> [Data provided]:
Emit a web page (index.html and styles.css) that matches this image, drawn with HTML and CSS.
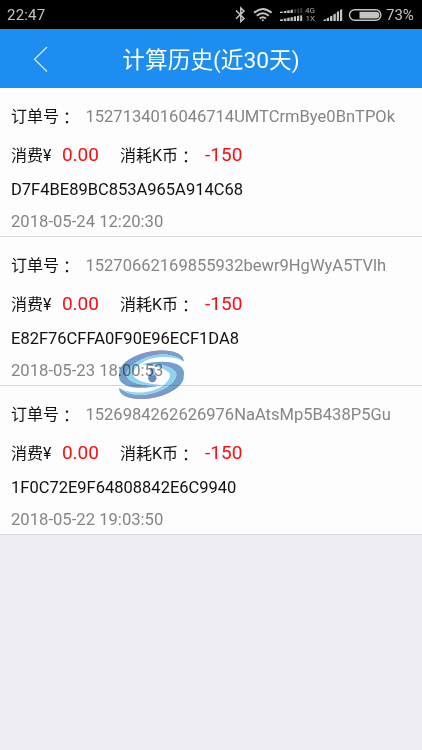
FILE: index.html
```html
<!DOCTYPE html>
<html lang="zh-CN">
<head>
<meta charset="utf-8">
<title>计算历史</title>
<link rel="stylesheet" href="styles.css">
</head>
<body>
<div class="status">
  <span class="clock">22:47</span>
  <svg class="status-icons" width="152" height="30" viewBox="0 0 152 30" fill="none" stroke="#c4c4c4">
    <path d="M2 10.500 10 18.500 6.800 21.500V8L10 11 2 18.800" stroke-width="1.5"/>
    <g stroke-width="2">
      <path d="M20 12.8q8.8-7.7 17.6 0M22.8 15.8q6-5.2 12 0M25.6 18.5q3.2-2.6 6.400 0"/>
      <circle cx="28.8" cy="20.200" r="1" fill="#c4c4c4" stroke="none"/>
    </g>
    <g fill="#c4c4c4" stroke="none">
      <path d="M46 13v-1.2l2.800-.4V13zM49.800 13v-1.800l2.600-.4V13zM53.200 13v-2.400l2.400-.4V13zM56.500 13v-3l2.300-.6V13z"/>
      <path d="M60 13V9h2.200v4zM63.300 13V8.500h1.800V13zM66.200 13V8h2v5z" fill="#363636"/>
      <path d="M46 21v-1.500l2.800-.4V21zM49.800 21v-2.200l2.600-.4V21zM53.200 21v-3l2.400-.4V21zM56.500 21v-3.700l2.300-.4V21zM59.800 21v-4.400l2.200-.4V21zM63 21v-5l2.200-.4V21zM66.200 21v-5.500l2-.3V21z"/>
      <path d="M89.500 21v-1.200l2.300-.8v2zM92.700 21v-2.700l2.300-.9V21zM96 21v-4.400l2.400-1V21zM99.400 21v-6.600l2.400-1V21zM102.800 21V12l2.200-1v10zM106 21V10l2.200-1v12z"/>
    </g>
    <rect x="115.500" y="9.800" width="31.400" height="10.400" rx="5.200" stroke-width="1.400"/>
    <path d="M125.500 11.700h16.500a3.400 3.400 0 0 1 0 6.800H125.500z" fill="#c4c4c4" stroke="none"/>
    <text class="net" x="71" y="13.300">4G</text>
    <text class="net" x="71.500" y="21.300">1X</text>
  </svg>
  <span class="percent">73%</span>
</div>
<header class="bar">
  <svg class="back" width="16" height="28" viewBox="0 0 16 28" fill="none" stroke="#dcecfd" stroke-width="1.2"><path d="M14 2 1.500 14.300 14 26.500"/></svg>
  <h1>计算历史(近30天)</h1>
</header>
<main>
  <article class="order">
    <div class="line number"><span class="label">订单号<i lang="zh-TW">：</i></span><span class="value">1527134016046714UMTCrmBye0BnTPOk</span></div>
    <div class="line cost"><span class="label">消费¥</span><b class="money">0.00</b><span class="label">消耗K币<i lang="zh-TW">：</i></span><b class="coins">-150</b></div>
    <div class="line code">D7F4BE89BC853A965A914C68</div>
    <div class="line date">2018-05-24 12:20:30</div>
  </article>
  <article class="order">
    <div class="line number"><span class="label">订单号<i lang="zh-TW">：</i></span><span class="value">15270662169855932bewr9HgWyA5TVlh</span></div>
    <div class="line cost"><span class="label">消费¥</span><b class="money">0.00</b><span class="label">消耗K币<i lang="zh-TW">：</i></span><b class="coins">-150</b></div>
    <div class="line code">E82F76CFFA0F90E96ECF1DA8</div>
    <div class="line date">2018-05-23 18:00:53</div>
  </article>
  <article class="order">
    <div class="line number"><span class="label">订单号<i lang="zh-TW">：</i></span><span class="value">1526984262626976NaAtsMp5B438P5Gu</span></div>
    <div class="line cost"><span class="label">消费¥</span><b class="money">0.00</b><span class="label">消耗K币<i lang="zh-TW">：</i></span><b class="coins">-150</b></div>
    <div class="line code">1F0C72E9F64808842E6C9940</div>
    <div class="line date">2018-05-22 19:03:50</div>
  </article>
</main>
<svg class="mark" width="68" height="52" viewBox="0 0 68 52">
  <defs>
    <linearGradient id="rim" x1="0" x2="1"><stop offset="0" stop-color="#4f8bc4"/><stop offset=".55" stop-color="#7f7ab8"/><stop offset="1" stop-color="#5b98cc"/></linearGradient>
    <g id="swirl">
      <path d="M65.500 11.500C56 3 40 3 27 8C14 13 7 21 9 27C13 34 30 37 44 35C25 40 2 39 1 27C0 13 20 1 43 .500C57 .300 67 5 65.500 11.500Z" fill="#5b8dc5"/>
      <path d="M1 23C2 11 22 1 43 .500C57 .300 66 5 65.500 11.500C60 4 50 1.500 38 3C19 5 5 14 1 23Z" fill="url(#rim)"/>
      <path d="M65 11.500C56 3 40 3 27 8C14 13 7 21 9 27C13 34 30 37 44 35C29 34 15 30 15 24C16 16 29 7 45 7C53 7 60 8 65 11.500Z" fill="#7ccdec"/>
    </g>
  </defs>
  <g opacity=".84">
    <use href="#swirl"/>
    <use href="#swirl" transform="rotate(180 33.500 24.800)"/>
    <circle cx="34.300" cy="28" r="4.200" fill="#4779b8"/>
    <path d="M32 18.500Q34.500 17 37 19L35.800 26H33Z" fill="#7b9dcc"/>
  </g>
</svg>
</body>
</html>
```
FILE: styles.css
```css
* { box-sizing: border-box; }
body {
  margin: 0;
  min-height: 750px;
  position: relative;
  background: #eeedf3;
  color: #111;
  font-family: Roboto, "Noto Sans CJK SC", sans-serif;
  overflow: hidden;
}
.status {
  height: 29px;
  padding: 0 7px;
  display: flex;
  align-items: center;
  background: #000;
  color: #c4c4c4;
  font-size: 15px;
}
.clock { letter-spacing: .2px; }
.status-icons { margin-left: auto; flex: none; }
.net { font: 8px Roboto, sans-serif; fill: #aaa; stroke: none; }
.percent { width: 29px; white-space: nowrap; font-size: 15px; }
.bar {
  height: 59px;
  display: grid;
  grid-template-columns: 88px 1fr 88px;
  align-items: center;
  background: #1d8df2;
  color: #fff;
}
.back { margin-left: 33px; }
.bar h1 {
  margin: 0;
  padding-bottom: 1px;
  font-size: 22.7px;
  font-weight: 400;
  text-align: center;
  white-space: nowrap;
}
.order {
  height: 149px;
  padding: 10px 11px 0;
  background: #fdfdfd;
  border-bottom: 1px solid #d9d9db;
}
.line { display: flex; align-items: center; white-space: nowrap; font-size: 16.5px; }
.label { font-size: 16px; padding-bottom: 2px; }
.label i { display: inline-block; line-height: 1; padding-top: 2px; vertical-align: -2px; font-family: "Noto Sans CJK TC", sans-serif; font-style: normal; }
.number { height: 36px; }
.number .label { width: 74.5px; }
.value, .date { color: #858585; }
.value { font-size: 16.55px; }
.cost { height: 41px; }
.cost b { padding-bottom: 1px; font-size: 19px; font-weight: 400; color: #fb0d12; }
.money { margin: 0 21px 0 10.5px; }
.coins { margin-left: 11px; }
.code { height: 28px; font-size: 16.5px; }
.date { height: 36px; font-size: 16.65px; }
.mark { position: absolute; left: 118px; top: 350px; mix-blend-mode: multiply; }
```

> [Objective]: Pictures are excluded; output everything else in the data verbatim.

> [Complete output]:
Emit a web page (index.html and styles.css) that matches this image, drawn with HTML and CSS.
FILE: index.html
```html
<!DOCTYPE html>
<html lang="zh-CN">
<head>
<meta charset="utf-8">
<title>计算历史</title>
<link rel="stylesheet" href="styles.css">
</head>
<body>
<div class="status">
  <span class="clock">22:47</span>
  <svg class="status-icons" width="152" height="30" viewBox="0 0 152 30" fill="none" stroke="#c4c4c4">
    <path d="M2 10.500 10 18.500 6.800 21.500V8L10 11 2 18.800" stroke-width="1.5"/>
    <g stroke-width="2">
      <path d="M20 12.8q8.8-7.7 17.6 0M22.8 15.8q6-5.2 12 0M25.6 18.5q3.2-2.6 6.400 0"/>
      <circle cx="28.8" cy="20.200" r="1" fill="#c4c4c4" stroke="none"/>
    </g>
    <g fill="#c4c4c4" stroke="none">
      <path d="M46 13v-1.2l2.800-.4V13zM49.800 13v-1.800l2.600-.4V13zM53.200 13v-2.400l2.400-.4V13zM56.500 13v-3l2.300-.6V13z"/>
      <path d="M60 13V9h2.200v4zM63.300 13V8.500h1.800V13zM66.200 13V8h2v5z" fill="#363636"/>
      <path d="M46 21v-1.500l2.800-.4V21zM49.800 21v-2.200l2.600-.4V21zM53.200 21v-3l2.400-.4V21zM56.500 21v-3.700l2.300-.4V21zM59.800 21v-4.400l2.200-.4V21zM63 21v-5l2.200-.4V21zM66.200 21v-5.500l2-.3V21z"/>
      <path d="M89.500 21v-1.200l2.300-.8v2zM92.700 21v-2.700l2.300-.9V21zM96 21v-4.400l2.400-1V21zM99.400 21v-6.600l2.400-1V21zM102.800 21V12l2.200-1v10zM106 21V10l2.200-1v12z"/>
    </g>
    <rect x="115.500" y="9.800" width="31.400" height="10.400" rx="5.200" stroke-width="1.400"/>
    <path d="M125.500 11.700h16.500a3.400 3.400 0 0 1 0 6.800H125.500z" fill="#c4c4c4" stroke="none"/>
    <text class="net" x="71" y="13.300">4G</text>
    <text class="net" x="71.500" y="21.300">1X</text>
  </svg>
  <span class="percent">73%</span>
</div>
<header class="bar">
  <svg class="back" width="16" height="28" viewBox="0 0 16 28" fill="none" stroke="#dcecfd" stroke-width="1.2"><path d="M14 2 1.500 14.300 14 26.500"/></svg>
  <h1>计算历史(近30天)</h1>
</header>
<main>
  <article class="order">
    <div class="line number"><span class="label">订单号<i lang="zh-TW">：</i></span><span class="value">1527134016046714UMTCrmBye0BnTPOk</span></div>
    <div class="line cost"><span class="label">消费¥</span><b class="money">0.00</b><span class="label">消耗K币<i lang="zh-TW">：</i></span><b class="coins">-150</b></div>
    <div class="line code">D7F4BE89BC853A965A914C68</div>
    <div class="line date">2018-05-24 12:20:30</div>
  </article>
  <article class="order">
    <div class="line number"><span class="label">订单号<i lang="zh-TW">：</i></span><span class="value">15270662169855932bewr9HgWyA5TVlh</span></div>
    <div class="line cost"><span class="label">消费¥</span><b class="money">0.00</b><span class="label">消耗K币<i lang="zh-TW">：</i></span><b class="coins">-150</b></div>
    <div class="line code">E82F76CFFA0F90E96ECF1DA8</div>
    <div class="line date">2018-05-23 18:00:53</div>
  </article>
  <article class="order">
    <div class="line number"><span class="label">订单号<i lang="zh-TW">：</i></span><span class="value">1526984262626976NaAtsMp5B438P5Gu</span></div>
    <div class="line cost"><span class="label">消费¥</span><b class="money">0.00</b><span class="label">消耗K币<i lang="zh-TW">：</i></span><b class="coins">-150</b></div>
    <div class="line code">1F0C72E9F64808842E6C9940</div>
    <div class="line date">2018-05-22 19:03:50</div>
  </article>
</main>
<svg class="mark" width="68" height="52" viewBox="0 0 68 52">
  <defs>
    <linearGradient id="rim" x1="0" x2="1"><stop offset="0" stop-color="#4f8bc4"/><stop offset=".55" stop-color="#7f7ab8"/><stop offset="1" stop-color="#5b98cc"/></linearGradient>
    <g id="swirl">
      <path d="M65.500 11.500C56 3 40 3 27 8C14 13 7 21 9 27C13 34 30 37 44 35C25 40 2 39 1 27C0 13 20 1 43 .500C57 .300 67 5 65.500 11.500Z" fill="#5b8dc5"/>
      <path d="M1 23C2 11 22 1 43 .500C57 .300 66 5 65.500 11.500C60 4 50 1.500 38 3C19 5 5 14 1 23Z" fill="url(#rim)"/>
      <path d="M65 11.500C56 3 40 3 27 8C14 13 7 21 9 27C13 34 30 37 44 35C29 34 15 30 15 24C16 16 29 7 45 7C53 7 60 8 65 11.500Z" fill="#7ccdec"/>
    </g>
  </defs>
  <g opacity=".84">
    <use href="#swirl"/>
    <use href="#swirl" transform="rotate(180 33.500 24.800)"/>
    <circle cx="34.300" cy="28" r="4.200" fill="#4779b8"/>
    <path d="M32 18.500Q34.500 17 37 19L35.800 26H33Z" fill="#7b9dcc"/>
  </g>
</svg>
</body>
</html>
```
FILE: styles.css
```css
* { box-sizing: border-box; }
body {
  margin: 0;
  min-height: 750px;
  position: relative;
  background: #eeedf3;
  color: #111;
  font-family: Roboto, "Noto Sans CJK SC", sans-serif;
  overflow: hidden;
}
.status {
  height: 29px;
  padding: 0 7px;
  display: flex;
  align-items: center;
  background: #000;
  color: #c4c4c4;
  font-size: 15px;
}
.clock { letter-spacing: .2px; }
.status-icons { margin-left: auto; flex: none; }
.net { font: 8px Roboto, sans-serif; fill: #aaa; stroke: none; }
.percent { width: 29px; white-space: nowrap; font-size: 15px; }
.bar {
  height: 59px;
  display: grid;
  grid-template-columns: 88px 1fr 88px;
  align-items: center;
  background: #1d8df2;
  color: #fff;
}
.back { margin-left: 33px; }
.bar h1 {
  margin: 0;
  padding-bottom: 1px;
  font-size: 22.7px;
  font-weight: 400;
  text-align: center;
  white-space: nowrap;
}
.order {
  height: 149px;
  padding: 10px 11px 0;
  background: #fdfdfd;
  border-bottom: 1px solid #d9d9db;
}
.line { display: flex; align-items: center; white-space: nowrap; font-size: 16.5px; }
.label { font-size: 16px; padding-bottom: 2px; }
.label i { display: inline-block; line-height: 1; padding-top: 2px; vertical-align: -2px; font-family: "Noto Sans CJK TC", sans-serif; font-style: normal; }
.number { height: 36px; }
.number .label { width: 74.5px; }
.value, .date { color: #858585; }
.value { font-size: 16.55px; }
.cost { height: 41px; }
.cost b { padding-bottom: 1px; font-size: 19px; font-weight: 400; color: #fb0d12; }
.money { margin: 0 21px 0 10.5px; }
.coins { margin-left: 11px; }
.code { height: 28px; font-size: 16.5px; }
.date { height: 36px; font-size: 16.65px; }
.mark { position: absolute; left: 118px; top: 350px; mix-blend-mode: multiply; }
```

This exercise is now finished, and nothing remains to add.